┌────────

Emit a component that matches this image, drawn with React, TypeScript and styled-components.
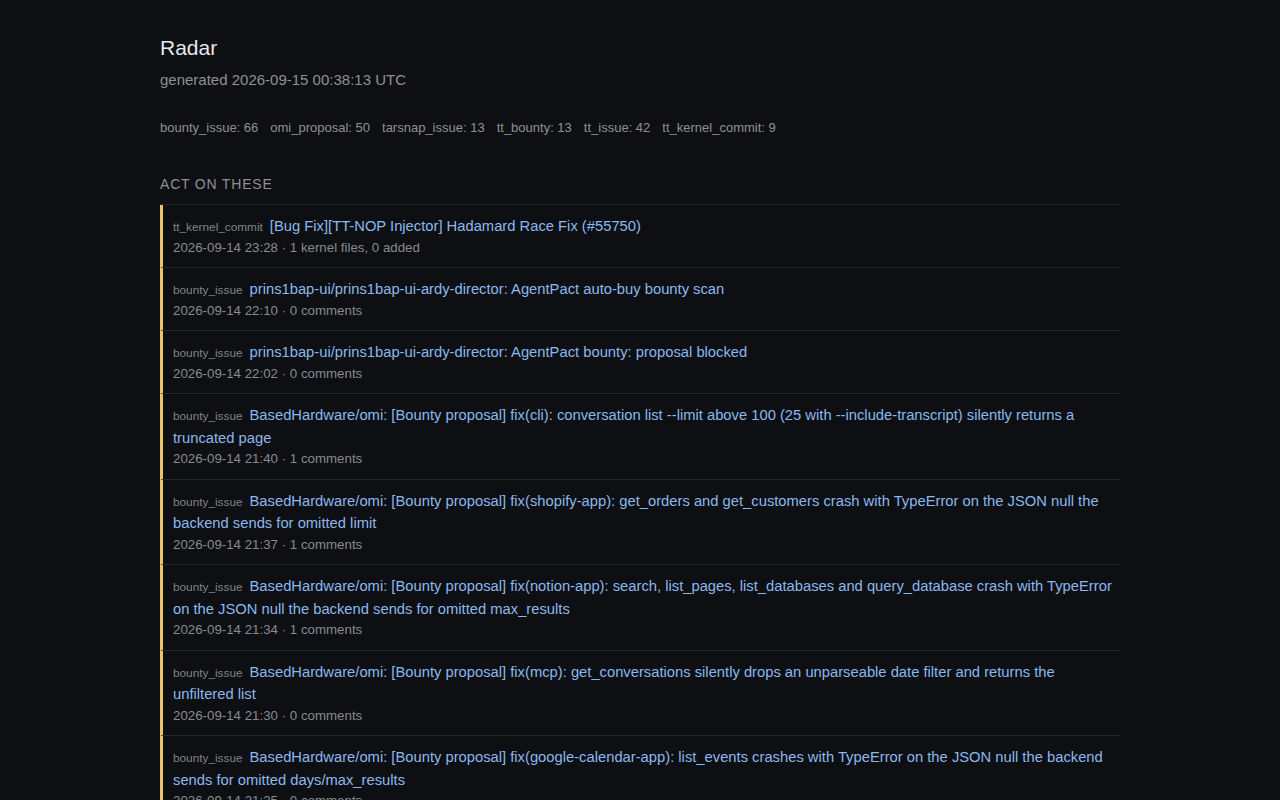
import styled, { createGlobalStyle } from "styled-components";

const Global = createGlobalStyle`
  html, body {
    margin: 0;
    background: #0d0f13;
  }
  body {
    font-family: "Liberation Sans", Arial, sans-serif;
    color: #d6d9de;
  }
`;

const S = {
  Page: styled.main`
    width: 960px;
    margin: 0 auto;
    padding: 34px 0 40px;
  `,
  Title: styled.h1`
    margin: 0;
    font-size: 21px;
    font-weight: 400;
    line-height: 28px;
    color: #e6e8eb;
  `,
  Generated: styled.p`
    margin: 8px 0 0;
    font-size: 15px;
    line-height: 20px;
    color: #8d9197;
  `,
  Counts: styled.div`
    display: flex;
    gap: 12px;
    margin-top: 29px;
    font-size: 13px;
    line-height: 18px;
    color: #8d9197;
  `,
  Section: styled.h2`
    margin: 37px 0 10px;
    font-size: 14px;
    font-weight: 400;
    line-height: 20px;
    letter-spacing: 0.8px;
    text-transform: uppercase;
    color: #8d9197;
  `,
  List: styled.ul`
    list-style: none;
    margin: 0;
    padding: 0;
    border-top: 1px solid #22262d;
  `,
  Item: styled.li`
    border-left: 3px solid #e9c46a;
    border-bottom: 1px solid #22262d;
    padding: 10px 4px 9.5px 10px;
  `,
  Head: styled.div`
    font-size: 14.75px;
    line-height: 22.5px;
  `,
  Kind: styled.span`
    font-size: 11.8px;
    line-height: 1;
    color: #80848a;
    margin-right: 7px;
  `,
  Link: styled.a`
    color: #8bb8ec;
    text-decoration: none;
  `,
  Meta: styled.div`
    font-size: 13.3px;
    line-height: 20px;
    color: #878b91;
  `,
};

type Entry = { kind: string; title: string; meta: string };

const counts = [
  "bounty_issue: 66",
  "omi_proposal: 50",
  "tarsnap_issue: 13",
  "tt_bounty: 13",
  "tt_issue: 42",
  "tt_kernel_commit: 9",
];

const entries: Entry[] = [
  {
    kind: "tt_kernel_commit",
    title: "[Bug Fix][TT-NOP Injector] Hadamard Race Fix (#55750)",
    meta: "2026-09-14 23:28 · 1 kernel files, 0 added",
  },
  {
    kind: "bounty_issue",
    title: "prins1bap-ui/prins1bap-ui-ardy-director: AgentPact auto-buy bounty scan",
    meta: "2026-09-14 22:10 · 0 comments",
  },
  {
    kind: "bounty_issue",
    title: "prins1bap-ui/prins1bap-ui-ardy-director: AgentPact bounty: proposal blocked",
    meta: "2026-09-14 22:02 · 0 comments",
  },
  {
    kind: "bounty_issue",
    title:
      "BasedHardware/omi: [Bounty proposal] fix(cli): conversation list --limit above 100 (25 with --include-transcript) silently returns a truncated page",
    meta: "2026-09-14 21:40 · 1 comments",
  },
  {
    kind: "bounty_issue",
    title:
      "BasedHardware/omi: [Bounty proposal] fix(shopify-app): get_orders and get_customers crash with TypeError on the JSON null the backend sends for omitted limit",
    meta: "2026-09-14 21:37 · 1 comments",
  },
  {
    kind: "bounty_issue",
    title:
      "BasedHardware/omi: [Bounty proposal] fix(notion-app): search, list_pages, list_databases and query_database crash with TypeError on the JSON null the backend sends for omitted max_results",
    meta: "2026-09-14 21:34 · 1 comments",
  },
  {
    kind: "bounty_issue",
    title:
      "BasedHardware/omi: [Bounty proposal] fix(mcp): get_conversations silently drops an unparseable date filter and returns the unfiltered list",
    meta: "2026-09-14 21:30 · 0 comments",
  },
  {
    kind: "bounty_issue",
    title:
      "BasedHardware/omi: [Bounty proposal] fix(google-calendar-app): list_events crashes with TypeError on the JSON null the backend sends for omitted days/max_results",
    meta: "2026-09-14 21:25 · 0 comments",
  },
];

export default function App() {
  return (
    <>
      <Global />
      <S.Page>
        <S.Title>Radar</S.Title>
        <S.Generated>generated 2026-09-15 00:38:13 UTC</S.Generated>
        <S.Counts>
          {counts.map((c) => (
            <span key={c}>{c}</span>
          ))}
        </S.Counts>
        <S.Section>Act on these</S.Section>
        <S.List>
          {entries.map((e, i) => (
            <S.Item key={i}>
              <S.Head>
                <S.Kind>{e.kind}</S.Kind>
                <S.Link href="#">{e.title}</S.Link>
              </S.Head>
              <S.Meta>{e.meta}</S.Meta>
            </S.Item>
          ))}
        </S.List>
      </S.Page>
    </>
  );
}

└────────
┌────────

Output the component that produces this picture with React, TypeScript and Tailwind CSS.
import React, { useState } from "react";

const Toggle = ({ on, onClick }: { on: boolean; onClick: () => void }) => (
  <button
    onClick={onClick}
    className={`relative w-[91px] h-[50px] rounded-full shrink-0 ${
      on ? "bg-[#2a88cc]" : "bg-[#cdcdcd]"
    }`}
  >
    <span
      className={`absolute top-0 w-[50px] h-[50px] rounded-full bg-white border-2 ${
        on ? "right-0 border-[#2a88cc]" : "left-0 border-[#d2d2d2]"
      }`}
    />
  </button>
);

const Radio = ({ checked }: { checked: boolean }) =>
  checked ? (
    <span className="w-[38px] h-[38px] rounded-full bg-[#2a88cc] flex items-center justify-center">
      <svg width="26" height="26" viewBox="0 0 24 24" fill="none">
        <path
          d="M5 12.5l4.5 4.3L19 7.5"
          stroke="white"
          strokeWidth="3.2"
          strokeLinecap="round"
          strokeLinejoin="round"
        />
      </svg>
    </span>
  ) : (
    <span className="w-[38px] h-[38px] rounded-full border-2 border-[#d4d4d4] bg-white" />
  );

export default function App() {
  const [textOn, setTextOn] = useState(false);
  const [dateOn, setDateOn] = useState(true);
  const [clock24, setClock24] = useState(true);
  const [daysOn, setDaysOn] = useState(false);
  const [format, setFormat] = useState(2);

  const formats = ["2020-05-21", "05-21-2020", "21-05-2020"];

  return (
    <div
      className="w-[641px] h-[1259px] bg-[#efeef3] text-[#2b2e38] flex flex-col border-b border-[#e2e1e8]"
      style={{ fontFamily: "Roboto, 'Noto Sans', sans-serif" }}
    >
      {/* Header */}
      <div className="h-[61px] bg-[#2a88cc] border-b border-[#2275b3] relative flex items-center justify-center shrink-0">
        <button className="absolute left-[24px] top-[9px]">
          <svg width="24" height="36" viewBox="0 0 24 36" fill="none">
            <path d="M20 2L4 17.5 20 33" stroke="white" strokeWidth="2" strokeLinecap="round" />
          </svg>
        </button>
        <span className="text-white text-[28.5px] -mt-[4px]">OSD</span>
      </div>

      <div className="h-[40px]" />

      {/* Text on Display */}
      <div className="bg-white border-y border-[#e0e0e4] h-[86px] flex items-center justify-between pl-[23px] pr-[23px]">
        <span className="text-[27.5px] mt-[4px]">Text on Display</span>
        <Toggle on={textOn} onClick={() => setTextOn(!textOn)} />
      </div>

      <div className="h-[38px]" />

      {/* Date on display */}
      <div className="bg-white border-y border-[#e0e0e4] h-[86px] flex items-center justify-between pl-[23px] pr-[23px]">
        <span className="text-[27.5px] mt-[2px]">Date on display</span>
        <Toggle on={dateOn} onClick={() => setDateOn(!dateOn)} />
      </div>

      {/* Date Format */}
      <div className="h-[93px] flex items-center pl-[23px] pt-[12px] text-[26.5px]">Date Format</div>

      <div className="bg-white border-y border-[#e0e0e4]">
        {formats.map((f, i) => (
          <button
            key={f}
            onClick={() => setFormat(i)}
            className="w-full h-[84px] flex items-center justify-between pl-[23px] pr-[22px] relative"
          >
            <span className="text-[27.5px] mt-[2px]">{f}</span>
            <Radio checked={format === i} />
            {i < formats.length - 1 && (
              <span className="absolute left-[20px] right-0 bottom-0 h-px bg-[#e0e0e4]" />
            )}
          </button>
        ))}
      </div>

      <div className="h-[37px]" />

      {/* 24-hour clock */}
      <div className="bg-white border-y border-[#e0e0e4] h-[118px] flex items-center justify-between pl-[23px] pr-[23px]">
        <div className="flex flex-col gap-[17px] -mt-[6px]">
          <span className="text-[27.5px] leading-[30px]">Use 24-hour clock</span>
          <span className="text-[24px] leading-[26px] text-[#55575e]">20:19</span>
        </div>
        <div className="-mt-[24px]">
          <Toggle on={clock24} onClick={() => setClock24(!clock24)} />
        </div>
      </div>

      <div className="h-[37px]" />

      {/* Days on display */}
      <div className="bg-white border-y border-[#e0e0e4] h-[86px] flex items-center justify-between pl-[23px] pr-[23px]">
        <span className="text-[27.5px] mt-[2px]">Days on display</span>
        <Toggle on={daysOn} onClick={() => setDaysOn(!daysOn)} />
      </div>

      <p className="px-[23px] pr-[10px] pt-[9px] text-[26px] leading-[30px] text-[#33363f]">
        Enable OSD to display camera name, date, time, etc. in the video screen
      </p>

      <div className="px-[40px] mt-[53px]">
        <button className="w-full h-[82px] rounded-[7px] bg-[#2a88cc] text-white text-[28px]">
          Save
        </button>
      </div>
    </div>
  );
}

└────────
┌────────

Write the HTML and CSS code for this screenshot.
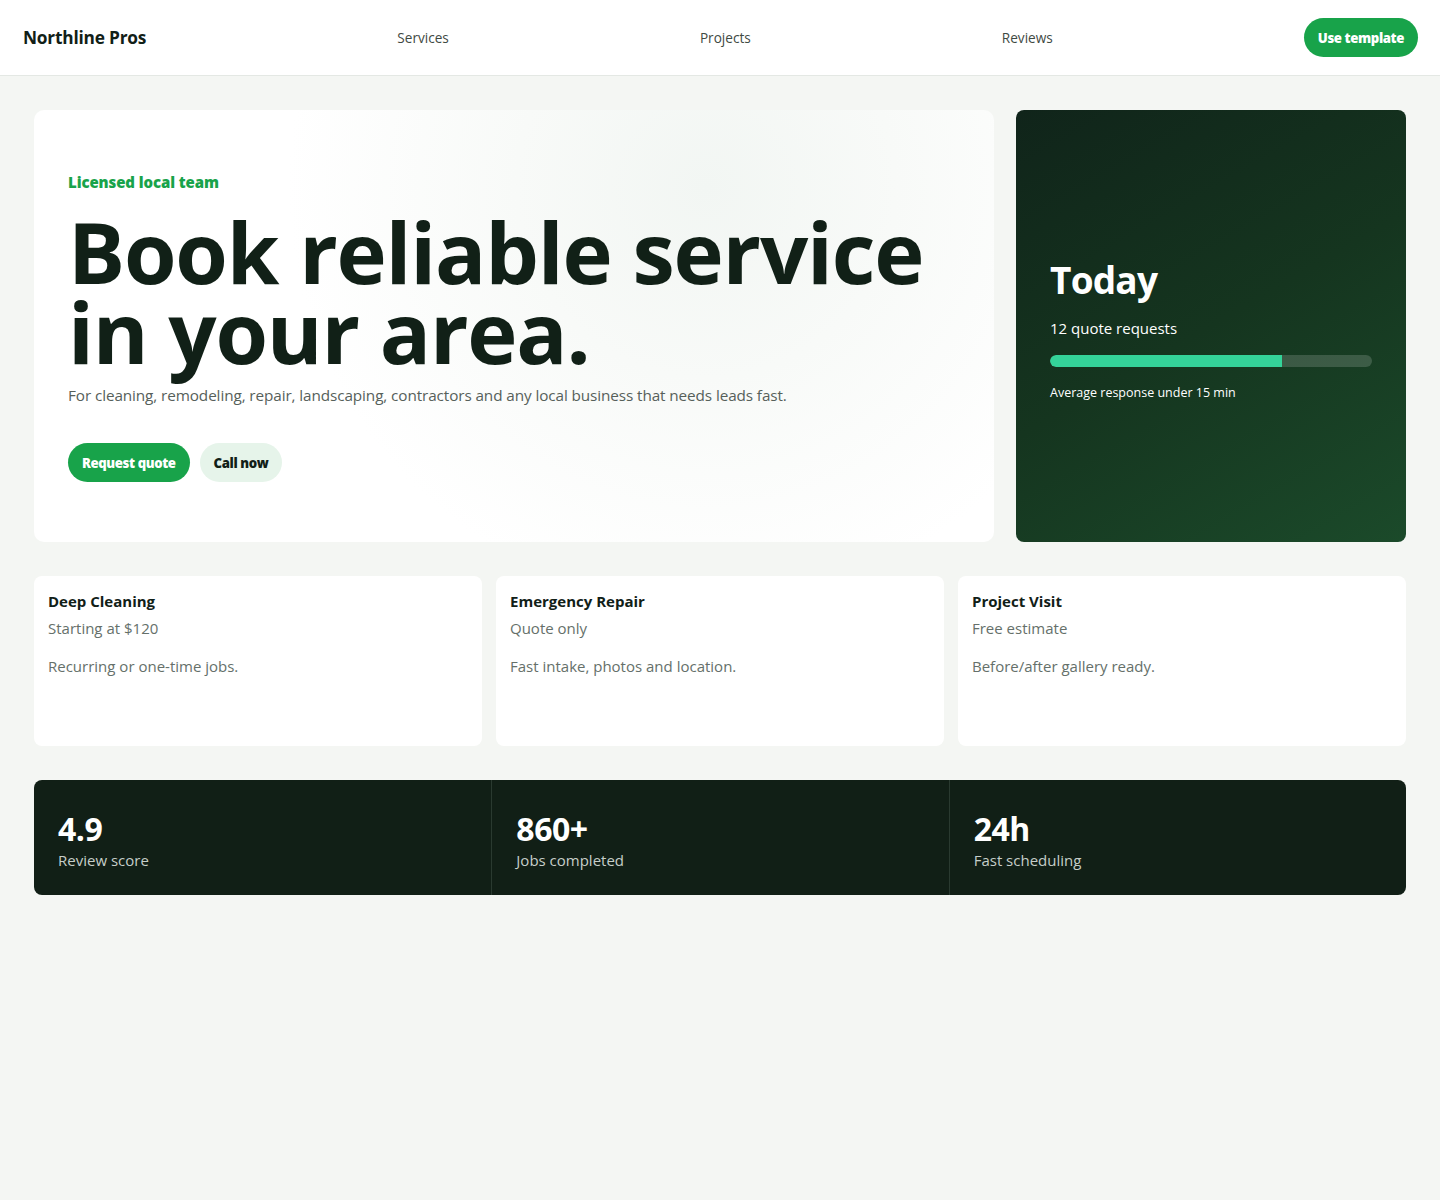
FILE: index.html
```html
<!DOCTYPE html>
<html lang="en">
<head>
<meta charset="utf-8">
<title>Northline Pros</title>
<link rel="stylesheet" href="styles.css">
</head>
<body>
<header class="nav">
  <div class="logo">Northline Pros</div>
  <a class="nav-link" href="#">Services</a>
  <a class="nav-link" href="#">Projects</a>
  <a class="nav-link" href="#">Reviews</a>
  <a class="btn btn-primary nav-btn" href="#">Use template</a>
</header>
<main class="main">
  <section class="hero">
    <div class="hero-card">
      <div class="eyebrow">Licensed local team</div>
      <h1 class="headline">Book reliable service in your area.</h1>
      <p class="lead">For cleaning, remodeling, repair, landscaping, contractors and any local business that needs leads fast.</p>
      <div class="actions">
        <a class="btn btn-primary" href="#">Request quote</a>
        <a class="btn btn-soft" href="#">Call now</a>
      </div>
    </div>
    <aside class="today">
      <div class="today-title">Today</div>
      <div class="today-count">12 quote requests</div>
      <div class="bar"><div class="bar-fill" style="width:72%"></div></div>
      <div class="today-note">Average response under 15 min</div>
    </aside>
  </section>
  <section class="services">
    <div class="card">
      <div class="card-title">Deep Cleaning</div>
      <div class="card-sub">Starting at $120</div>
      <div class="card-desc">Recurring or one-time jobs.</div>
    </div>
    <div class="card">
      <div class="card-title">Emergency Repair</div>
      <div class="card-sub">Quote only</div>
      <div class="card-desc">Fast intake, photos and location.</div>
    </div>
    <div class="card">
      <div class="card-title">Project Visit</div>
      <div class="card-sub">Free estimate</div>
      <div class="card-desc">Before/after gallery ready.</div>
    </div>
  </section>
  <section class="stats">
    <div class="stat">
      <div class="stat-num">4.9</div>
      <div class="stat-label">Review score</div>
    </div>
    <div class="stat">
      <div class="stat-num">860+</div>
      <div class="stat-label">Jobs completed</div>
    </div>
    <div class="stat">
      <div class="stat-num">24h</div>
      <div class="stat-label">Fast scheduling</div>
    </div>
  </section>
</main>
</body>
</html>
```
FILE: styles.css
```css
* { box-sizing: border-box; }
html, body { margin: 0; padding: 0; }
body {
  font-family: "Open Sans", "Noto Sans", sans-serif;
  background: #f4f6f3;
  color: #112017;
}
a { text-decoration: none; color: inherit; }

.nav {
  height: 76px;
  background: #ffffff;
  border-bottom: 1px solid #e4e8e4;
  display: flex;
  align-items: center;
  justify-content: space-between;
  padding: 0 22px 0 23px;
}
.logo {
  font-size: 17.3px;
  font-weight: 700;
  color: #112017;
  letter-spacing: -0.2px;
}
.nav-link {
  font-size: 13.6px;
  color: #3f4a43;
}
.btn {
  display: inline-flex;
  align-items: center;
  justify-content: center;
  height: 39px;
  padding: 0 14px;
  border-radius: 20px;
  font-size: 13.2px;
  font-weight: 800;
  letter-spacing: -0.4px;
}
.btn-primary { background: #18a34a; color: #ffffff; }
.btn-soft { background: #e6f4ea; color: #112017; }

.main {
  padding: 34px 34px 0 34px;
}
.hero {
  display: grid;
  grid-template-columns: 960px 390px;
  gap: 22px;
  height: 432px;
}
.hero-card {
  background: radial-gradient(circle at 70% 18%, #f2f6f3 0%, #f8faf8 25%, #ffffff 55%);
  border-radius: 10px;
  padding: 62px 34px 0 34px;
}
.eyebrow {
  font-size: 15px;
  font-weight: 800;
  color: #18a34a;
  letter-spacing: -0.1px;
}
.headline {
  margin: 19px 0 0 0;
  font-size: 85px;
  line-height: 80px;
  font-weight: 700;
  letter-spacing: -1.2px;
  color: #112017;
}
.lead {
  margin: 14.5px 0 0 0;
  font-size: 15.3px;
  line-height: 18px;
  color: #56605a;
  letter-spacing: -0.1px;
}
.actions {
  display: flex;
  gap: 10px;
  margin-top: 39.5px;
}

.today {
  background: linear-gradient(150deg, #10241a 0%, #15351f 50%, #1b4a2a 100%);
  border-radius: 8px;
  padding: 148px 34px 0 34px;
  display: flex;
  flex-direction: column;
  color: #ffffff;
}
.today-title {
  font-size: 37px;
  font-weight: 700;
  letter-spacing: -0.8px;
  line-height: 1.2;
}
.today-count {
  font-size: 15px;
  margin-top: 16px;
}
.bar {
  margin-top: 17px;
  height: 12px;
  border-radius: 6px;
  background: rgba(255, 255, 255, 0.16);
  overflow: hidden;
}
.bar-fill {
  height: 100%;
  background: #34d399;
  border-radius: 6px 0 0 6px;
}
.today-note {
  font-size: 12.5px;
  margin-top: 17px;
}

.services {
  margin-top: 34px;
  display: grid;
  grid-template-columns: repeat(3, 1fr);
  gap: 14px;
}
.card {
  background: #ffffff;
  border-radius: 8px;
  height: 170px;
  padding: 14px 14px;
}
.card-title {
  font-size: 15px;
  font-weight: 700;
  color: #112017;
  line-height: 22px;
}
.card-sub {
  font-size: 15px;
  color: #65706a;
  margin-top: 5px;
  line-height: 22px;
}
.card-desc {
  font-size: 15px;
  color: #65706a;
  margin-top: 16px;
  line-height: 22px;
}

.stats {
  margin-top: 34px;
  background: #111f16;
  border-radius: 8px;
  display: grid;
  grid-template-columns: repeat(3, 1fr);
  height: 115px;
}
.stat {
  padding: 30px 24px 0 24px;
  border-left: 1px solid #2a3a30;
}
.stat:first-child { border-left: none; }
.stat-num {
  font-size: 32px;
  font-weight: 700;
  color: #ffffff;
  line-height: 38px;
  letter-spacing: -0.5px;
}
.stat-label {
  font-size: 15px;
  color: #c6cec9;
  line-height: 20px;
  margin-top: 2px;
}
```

└────────

-- What is needed --
Identify every line where the string "components" appears.

-- Task answer --
Emit a component that matches this image, drawn with React, TypeScript and styled-components.
import styled, { createGlobalStyle } from "styled-components";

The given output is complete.